A numerical simulation of the effects of snow particle shapes on blowing snow development

Snow particle shape is an important factor affecting the development of blowing snow. In this paper, we established a numerical model of blowing snow development and compared the changes in numbers of endurance spherical, ellipsoidal, star, hexagonal prism, and cylindrical snow particles in the air with time and their transport rates with time and height during the development.

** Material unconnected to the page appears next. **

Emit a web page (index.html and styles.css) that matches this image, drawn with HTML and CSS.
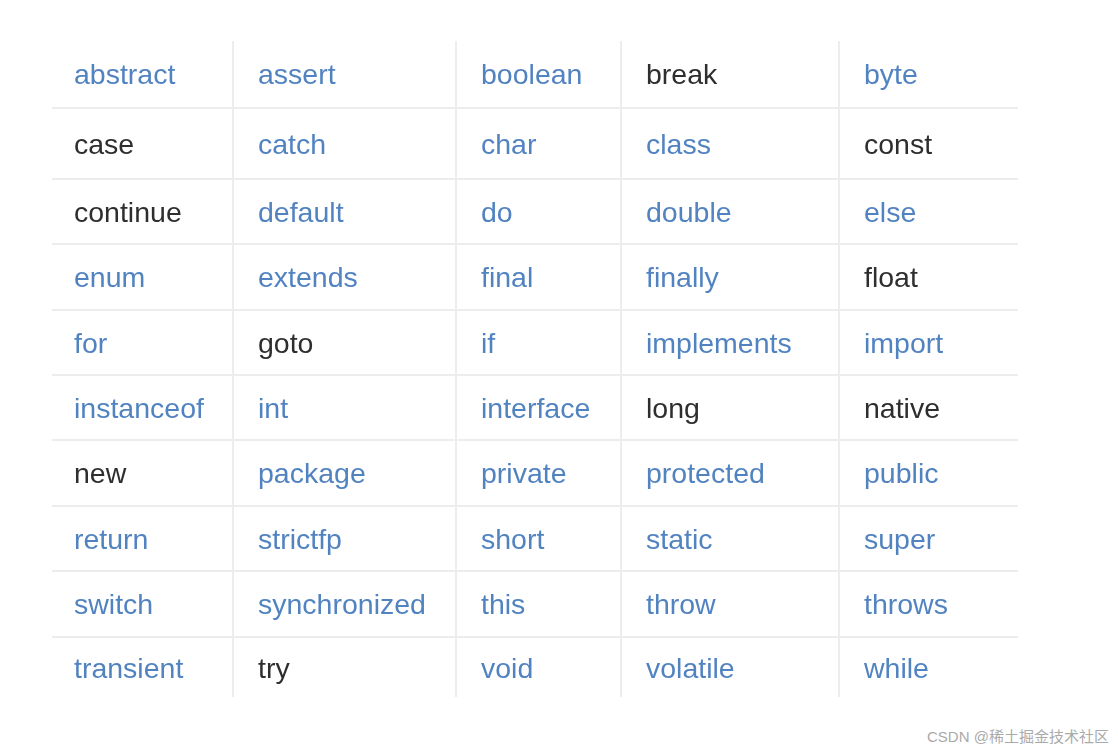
FILE: index.html
```html
<!DOCTYPE html>
<html lang="zh">
<head>
<meta charset="utf-8">
<title>Java 关键字</title>
<link rel="stylesheet" href="styles.css">
</head>
<body>
<div class="page">
  <div class="kw-table">
    <div class="cell b">abstract</div><div class="cell b">assert</div><div class="cell b">boolean</div><div class="cell d">break</div><div class="cell b">byte</div>
    <div class="cell d">case</div><div class="cell b">catch</div><div class="cell b">char</div><div class="cell b">class</div><div class="cell d">const</div>
    <div class="cell d">continue</div><div class="cell b">default</div><div class="cell b">do</div><div class="cell b">double</div><div class="cell b">else</div>
    <div class="cell b">enum</div><div class="cell b">extends</div><div class="cell b">final</div><div class="cell b">finally</div><div class="cell d">float</div>
    <div class="cell b">for</div><div class="cell d">goto</div><div class="cell b">if</div><div class="cell b">implements</div><div class="cell b">import</div>
    <div class="cell b">instanceof</div><div class="cell b">int</div><div class="cell b">interface</div><div class="cell d">long</div><div class="cell d">native</div>
    <div class="cell d">new</div><div class="cell b">package</div><div class="cell b">private</div><div class="cell b">protected</div><div class="cell b">public</div>
    <div class="cell b">return</div><div class="cell b">strictfp</div><div class="cell b">short</div><div class="cell b">static</div><div class="cell b">super</div>
    <div class="cell b">switch</div><div class="cell b">synchronized</div><div class="cell b">this</div><div class="cell b">throw</div><div class="cell b">throws</div>
    <div class="cell b last">transient</div><div class="cell d last">try</div><div class="cell b last">void</div><div class="cell b last">volatile</div><div class="cell b last">while</div>
  </div>
  <div class="watermark">CSDN @稀土掘金技术社区</div>
</div>
</body>
</html>
```
FILE: styles.css
```css
html, body {
  margin: 0;
  padding: 0;
  background: #ffffff;
}

.page {
  position: relative;
  width: 1118px;
  height: 753px;
  padding: 41px 0 0 52px;
  box-sizing: border-box;
  font-family: "Liberation Sans", Arial, sans-serif;
}

.kw-table {
  display: grid;
  grid-template-columns: 180px 223px 165px 218px 180px;
  grid-template-rows: 68px 71px 65px 66px 65px 65px 66px 65px 66px 59px;
  width: 966px;
  filter: blur(0.5px);
}

.cell {
  display: flex;
  align-items: center;
  padding-left: 24px;
  padding-top: 1px;
  font-size: 28.5px;
  border-bottom: 2px solid #ededed;
  border-left: 2px solid #ededed;
  box-sizing: border-box;
}

.cell:nth-child(5n+1) {
  border-left: none;
  padding-left: 22px;
}

.cell.last {
  border-bottom: none;
}

.b {
  color: #5283c1;
}

.d {
  color: #2e2e2e;
}

.watermark {
  position: absolute;
  left: 927px;
  top: 728px;
  font-size: 15px;
  line-height: 18px;
  color: #aaaaaa;
  font-family: "Liberation Sans", "Noto Sans CJK SC", sans-serif;
  white-space: nowrap;
}
```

The following are the major conclusions. (1) The effects of snow particle shapes on the numbers of endurance snow particles in the air and the transport rates of snow vary so dramatically, even in a few orders of magnitude, that snow particles should not be simplified as spheres or ellipsoids in simulation. (2) In the logarithmic wind field, the potential energy of spherical snow particles obtained from wind at higher heights is much greater than that of star snow particles at lower heights. Thus, the snow particles with greater energy can eject more snow particles when precipitating to the snow bed. (3) The five snow particles differ in their duration to reach dynamic equilibrium but not in the variation of the numbers of endurance snow particles in the air and the snow transport rates with time. (4) At dynamic equilibrium, the number of endurance snow particles in spherical, ellipsoidal, and star shapes and their heights and transport rates with time are at least one order of magnitude larger than those of the endurance snow particles in hexagonal prism and cylindrical shapes.